I want to make it as a variable array in device and I need to modify this in device memory and I need to copy this back to host. How can I do it??

Solution

The C++ new operator is supported on compute capability 2.0 and 2.1 (ie. Fermi) with CUDA 4.0, so you could use new to allocate global memory onto a device symbol, although neither of your first two code snippets are how it would be done in practice.

On older hardware, and/or with pre CUDA 4.0 toolkits, the standard approach is to use the cudaMemcpyToSymbol API in host code:

__device__ float *a;

int main()
{
    const size_t sz = 10 * sizeof(float);

    float *ah;
    cudaMalloc((void **)&ah, sz);
    cudaMemcpyToSymbol("a", &ah, sizeof(float *), size_t(0),cudaMemcpyHostToDevice);
}

which copies a dynamically allocated device pointer onto a symbol which can be used directly in device code.
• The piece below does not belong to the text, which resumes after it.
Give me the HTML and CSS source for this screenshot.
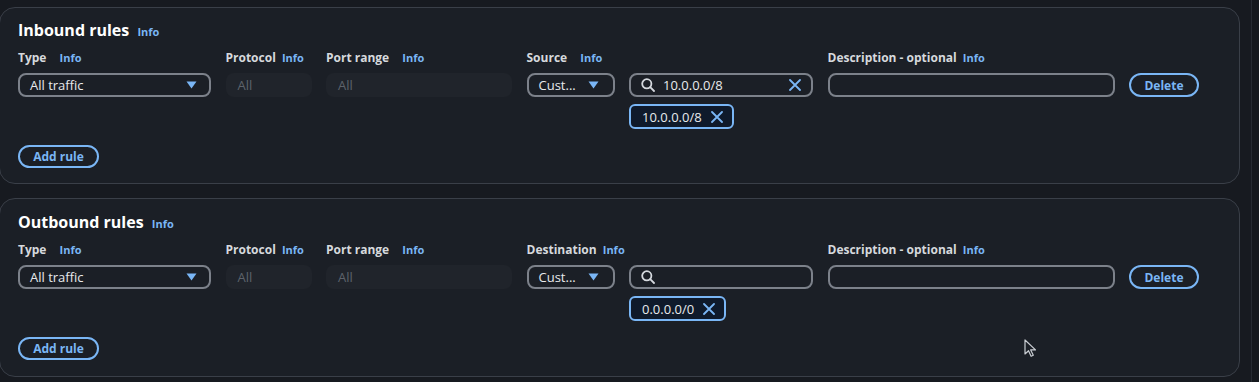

EDIT: Answering this question is a bit like hitting a moving target. For the constant memory case you now seem interested in, here is a complete working example:

#include <cstdio>

#define nn (10)

__constant__ float a[nn];

__global__ void kernel(float *out)
{
    if (threadIdx.x < nn)
        out[threadIdx.x] = a[threadIdx.x];

}

int main()
{
    const size_t sz = size_t(nn) * sizeof(float);
    const float avals[nn]={ 1., 2., 3., 4., 5., 6., 7., 8., 9., 10. };
    float ah[nn];

    cudaMemcpyToSymbol("a", &avals[0], sz, size_t(0),cudaMemcpyHostToDevice);

    float *ad;
    cudaMalloc((void **)&ad, sz);

    kernel<<<dim3(1),dim3(16)>>>(ad);

    cudaMemcpy(&ah[0],ad,sz,cudaMemcpyDeviceToHost);

    for(int i=0; i<nn; i++) {
        printf("%d %f\n", i, ah[i]);
    }
}

This shows copying data onto a constant memory symbol, and using that data inside a kernel.